Homeboy Threads personnel

a global challenge that can be sorted

TOMRA demonstrates textile sorting at Homeboy Threads in Los Angeles

A diverse crowd of textile experts, fashion designers, policymakers, recycling specialists and waste management representatives gathered in Los Angeles on February 29th to witness fully automated textile sorting by TOMRA.

Since early January, a TOMRA AUTOSORT™ unit has been installed at the premises of Homeboy Threads, a social enterprise in Los Angeles offering reuse and recycling services for apparel and textiles. Homeboy Threads is a part of Homeboy Industries, the largest gang intervention, rehabilitation, and re-entry program in the world.

Here former convicts are forging a new path after serving time. Many are involved in various forms of sorting and recycling activities, reclaiming resources that have been thrown away. At Homeboy Threads, the staff is trained to identify reusable clothes among piles of used textiles – and to handle the vast amounts of post-industrial textile waste: clippings and scraps from the more than 800 production sites in the LA area.

Supercharged by automated sensor-based technology, staff at the Homeboy Threads facility are able to identify and separate textiles by fiber type and color, at scale.
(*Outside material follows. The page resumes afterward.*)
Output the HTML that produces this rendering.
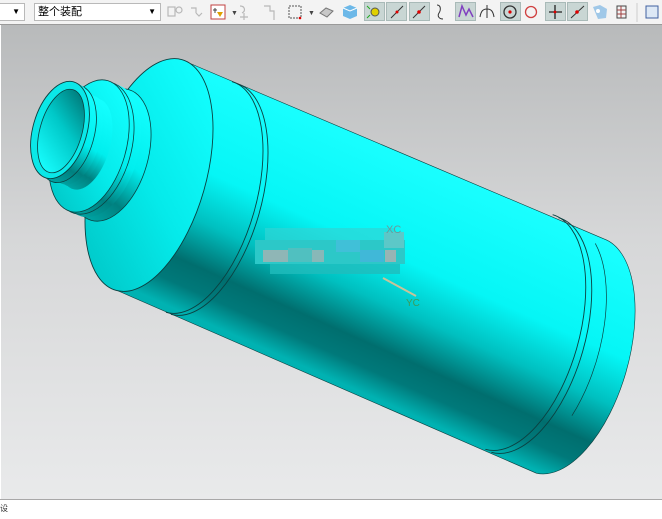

The TOMRA unit can provide, for example, pure cotton or polyester materials to emerging fiber-to-fiber recyclers and clothing manufacturers.

TOMRA Autosort unit at Homeboy Threads in Los Angeles

The unit could help change the apparel industries’ current take, make, waste chain – and create a closed-loop textile waste recycling model that protects our environment. Homeboy Threads is currently the only site in North America to be demonstrating textile sorting at this scale with a TOMRA Recycling sorting machine.

Why Los Angeles?

Los Angeles is a global hub for fashion brands and apparel companies and has historically been a hub for the US textiles industry. Being both a large consumer and producer of textiles, the area has been challenged by the lack of sites that support a high-volume, transparent and efficient textile recovery process. This has led to a textile waste stream that continues to grow locally and globally. The City of Los Angeles reported in a 2022 Textile Recovery Pilot Report by the LA Department of Sanitation and Environment (LASAN) and the California Product Stewardship Council (CPSC), that every year more than 70,000 tons of commercially generated textile waste ends up in the region’s landfills.
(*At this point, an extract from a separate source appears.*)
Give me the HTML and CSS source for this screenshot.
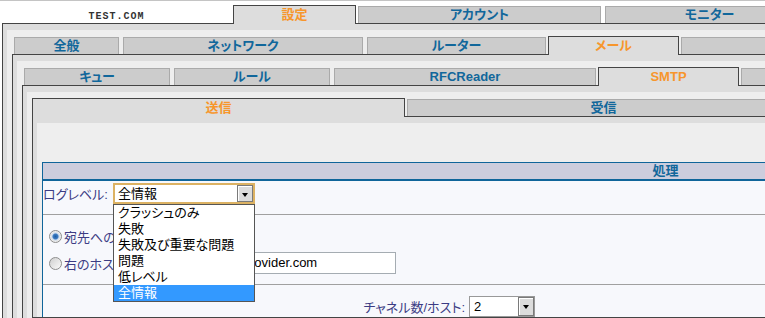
FILE: index.html
```html
<!DOCTYPE HTML>
<html>
<head>
    <title>設定 - メール - SMTP</title>
    <meta name="viewport" content="width=device-width, initial-scale=1">
    <meta http-equiv="content-type" content="text/html; charset=utf-8">
    <link rel="stylesheet" href="styles.css">
</head>
<body>
  <div id="page">

    <div class="tabs">
      <div id="logo">TEST.COM</div>
      <a class="tab active" id="t-settings" href="#">設定</a>
      <a class="tab" id="t-account" href="#">アカウント</a>
      <a class="tab" id="t-monitor" href="#">モニター</a>
    </div>

    <div class="panel" id="p-top">
      <div class="panel-in">

        <div class="tabs">
          <a class="tab" id="t-general" href="#">全般</a>
          <a class="tab" id="t-network" href="#">ネットワーク</a>
          <a class="tab" id="t-router" href="#">ルーター</a>
          <a class="tab active" id="t-mail" href="#">メール</a>
          <a class="tab" id="t-web" href="#">ウェブ</a>
        </div>

        <div class="panel">
          <div class="panel-in">

            <div class="tabs">
              <a class="tab" id="t-queue" href="#">キュー</a>
              <a class="tab" id="t-rules" href="#">ルール</a>
              <a class="tab" id="t-rfc" href="#">RFCReader</a>
              <a class="tab active" id="t-smtp" href="#">SMTP</a>
              <a class="tab" id="t-pop" href="#">POP3</a>
            </div>

            <div class="panel">
              <div class="panel-in">

                <div class="tabs">
                  <a class="tab active" id="t-send" href="#">送信</a>
                  <a class="tab" id="t-recv" href="#">受信</a>
                </div>

                <div class="panel">
                  <div class="panel-in panel-form">

                    <div class="grid">
                      <div class="grid-head">処理</div>

                      <div class="row row-log">
                        <span class="lbl lbl-log">ログレベル:</span>
                        <div class="select select-log">
                          <span class="val">全情報</span>
                          <span class="arrow"></span>
                          <ul class="menu">
                            <li>クラッシュのみ</li>
                            <li>失敗</li>
                            <li>失敗及び重要な問題</li>
                            <li>問題</li>
                            <li>低レベル</li>
                            <li class="sel">全情報</li>
                          </ul>
                        </div>
                      </div>

                      <div class="row row-send">
                        <div class="opt">
                          <span class="radio on"></span>
                          <span class="lbl">宛先へのMXで直接送信</span>
                        </div>
                        <div class="opt opt-relay">
                          <span class="radio"></span>
                          <span class="lbl opt-name">右のホストへ中継:</span>
                          <span class="input">smtp.provider.com</span>
                        </div>
                      </div>

                      <div class="row row-chan">
                        <span class="lbl lbl-chan">チャネル数/ホスト:</span>
                        <div class="select select-chan">
                          <span class="val">2</span>
                          <span class="arrow"></span>
                        </div>
                      </div>
                    </div>

                  </div>
                </div>

              </div>
            </div>

          </div>
        </div>

      </div>
    </div>

  </div>
</body>
</html>
```

FILE: styles.css
```css
* {box-sizing: border-box;}

body {
  margin: 0;
  overflow: hidden;
  background: #fff;
  border-top: 1px solid #c4c4c4;
  font-family: "Liberation Sans", "Noto Sans CJK JP", sans-serif;
  font-size: 13px;
  font-feature-settings: "palt";
}

#page {
  width: 1400px;
  padding-top: 4px;
}

#logo {
  width: 233px;
  height: 18px;
  padding-top: 5px;
  line-height: 13px;
  text-align: center;
  font-family: "Liberation Mono", monospace;
  font-size: 10px;
  font-weight: bold;
  letter-spacing: 1px;
  color: #333;
  flex: none;
}

/* tab rows */
.tabs {
  display: flex;
  align-items: flex-end;
  height: 18px;
}

.tab {
  flex: none;
  height: 17px;
  margin: 0 2px;
  background: #ccc;
  border: 1px solid #aaa;
  border-bottom: none;
  color: #11679b;
  font-weight: bold;
  text-align: center;
  line-height: 16px;
  text-decoration: none;
}

.tab.active {
  position: relative;
  z-index: 1;
  height: 19px;
  margin: 0 0 -1px;
  background: #ddd;
  border-color: #444;
  color: #f7962c;
  line-height: 17px;
}

#t-settings { width: 123px; }
#t-account { width: 243px; }
#t-monitor { width: 209px; }

#t-general { width: 105px; }
#t-network { width: 240px; }
#t-router { width: 179px; }
#t-mail { width: 131px; }
#t-web { width: 280px; }

#t-queue { width: 146px; }
#t-rules { width: 156px; }
#t-rfc { width: 262px; }
#t-smtp { width: 141px; }
#t-pop { width: 280px; }

#t-send { width: 373px; }
#t-recv { width: 393px; }

/* nested panels */
.panel {
  border: 1px solid #444;
  background: #ddd;
  padding: 6px 0 0 4px;
}

#p-top {
  margin-left: 2px;
}

.panel-in {
  background: #eee;
  padding: 6px 0 0 5px;
}

.panel-form {
  padding-top: 39px;
}

/* settings table */
.grid {
  width: 1246px;
  background: #f7f8fc;
  border-left: 1px solid #10659a;
  border-top: 1px solid #10659a;
}

.grid-head {
  height: 18px;
  background: #cdcddd;
  border-bottom: 2px solid #10659a;
  color: #11679b;
  font-weight: bold;
  text-align: center;
  line-height: 16px;
}

.row {
  border-bottom: 1px solid #a0a0a0;
}

.lbl {
  color: #3c3c84;
  white-space: nowrap;
}

.row-log {
  display: flex;
  align-items: center;
  padding: 2px 0 10px;
}

.lbl-log {
  width: 70px;
}

.select {
  position: relative;
  display: flex;
  height: 21px;
  background: #fff;
  color: #000;
}

.select .val {
  flex: 1;
  padding-left: 3px;
  line-height: 17px;
}

.select-log {
  width: 142px;
  border: 2px solid #dcb263;
}

.select-chan {
  width: 66px;
  border: 1px solid #999;
}

.select-chan .val {
  padding-left: 4px;
  line-height: 19px;
}

.arrow {
  position: relative;
  flex: none;
  width: 16px;
  border: 1px solid #7a7a7a;
  background: #dcdcdc;
  box-shadow: inset 1px 1px #fff;
}

.arrow::after {
  content: "";
  position: absolute;
  left: 4px;
  top: 7px;
  border-left: 3.5px solid transparent;
  border-right: 3.5px solid transparent;
  border-top: 4px solid #000;
}

.menu {
  position: absolute;
  z-index: 10;
  left: -2px;
  top: 19px;
  width: 142px;
  margin: 0;
  padding: 0;
  list-style: none;
  background: #fff;
  border: 1px solid #555;
}

.menu li {
  height: 16px;
  padding-left: 4px;
  line-height: 16px;
  white-space: nowrap;
}

.menu li.sel {
  background: #3399ff;
  color: #fff;
}

.row-send {
  display: flex;
  flex-direction: column;
  gap: 6px;
  padding: 11px 0 10px 6px;
}

.opt {
  display: flex;
  align-items: center;
  height: 20px;
}

.opt-relay {
  height: 22px;
}

.radio {
  flex: none;
  width: 13px;
  height: 13px;
  margin-right: 2px;
  border-radius: 50%;
  border: 1px solid #8d8d8d;
  background: linear-gradient(135deg, #cfcfcf, #fbfbfb);
}

.radio.on {
  background: radial-gradient(circle, #1d5da4 0, #3f7dc2 2.5px, #c9dbef 3.5px, #e6e6e6 4.5px, #f7f7f7 6px);
}

.opt-name {
  width: 144px;
  overflow: hidden;
}

.input {
  width: 188px;
  height: 22px;
  padding: 0 2px;
  border: 1px solid #a5acb2;
  background: #fff;
  color: #000;
  line-height: 20px;
}

.row-chan {
  display: flex;
  align-items: center;
  padding-top: 11px;
  border-bottom: none;
}

.lbl-chan {
  width: 422px;
  margin-right: 4px;
  text-align: right;
}
```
Textile sorting bins at Homeboy Threads

Now, the city has ambitions to become the home to the growing part of the fashion industry that is moving to a more sustainable future. Legislation is being drafted by California lawmakers, discussing regulations such as mandatory separate collection of waste textiles, and extended producer responsibility schemes for textiles.


TOMRA’s technology is one of several options considered by the California Product Stewardship Council and the City of LA in its quest to implement solutions that can enable circularity at scale.

With more than 50 years of experience in circular technology, and with the capability to deliver high-volume, high-precision sorting solutions, TOMRA’s solution was identified as particularly interesting. The demo period at Homeboy Threads has been used to prove the TOMRA solution in action, both as a support to manual sorting for reuse, and as a scalable solution to sorting for recycling.

TOMRA Textiles is on a mission to close the gap between collection of textiles waste and emerging technologies for fiber-to-fiber recycling, and the LA opportunity provides fertile ground for putting technology and organizational setups to the test. 

Collaboration is essential for a circular shift

TOMRA recently launched a whitepaper titled “Transforming Textiles – 4 key beliefs to enable textiles circularity.” Collaboration across the value chain is one of the company’s key beliefs to succeed in closing the textiles circularity gap. Building circular business models requires concerted efforts and business model innovation between fashion brands, designers, retailers, consumers, reuse and repair actors, waste collectors, and recyclers. These players were all present in LA during the week of the demo, also due to the California Market Center’s fashion and textile conference, LA Textile, taking place in the city.

In addition to the demo event, the collaborating partners hosted an panel session discussing textiles circularity, the role of technology and the path forward for cities and regions like Los Angeles. The panel featured Marisa Adler from Resource Recycling Systems (RRS), Ibby Hartley from Homeboy Threads, Manny Jackson from Threadhaus and Deb Zell, CEO of PlsReturnMe, and was moderated by Louisa Hoyes, Director of Strategic Partnerships at TOMRA Textiles.

The event at Homeboy Threads was introduced by Susana Reyes, Commissioner of the City of Los Angeles Board of Public Works and Chris Zwicke, CEO of Homeboy Threads, as well as Hege Fossum, Honorary Consul of Norway to Los Angeles.

Louisa Hoyes, Director of Strategic Partnerships at TOMRA Textiles, speaking at the Homeboy Threads event.
Louisa Hoyes, Director of Strategic Partnerships at TOMRA Textiles, speaking at the Homeboy Threads event.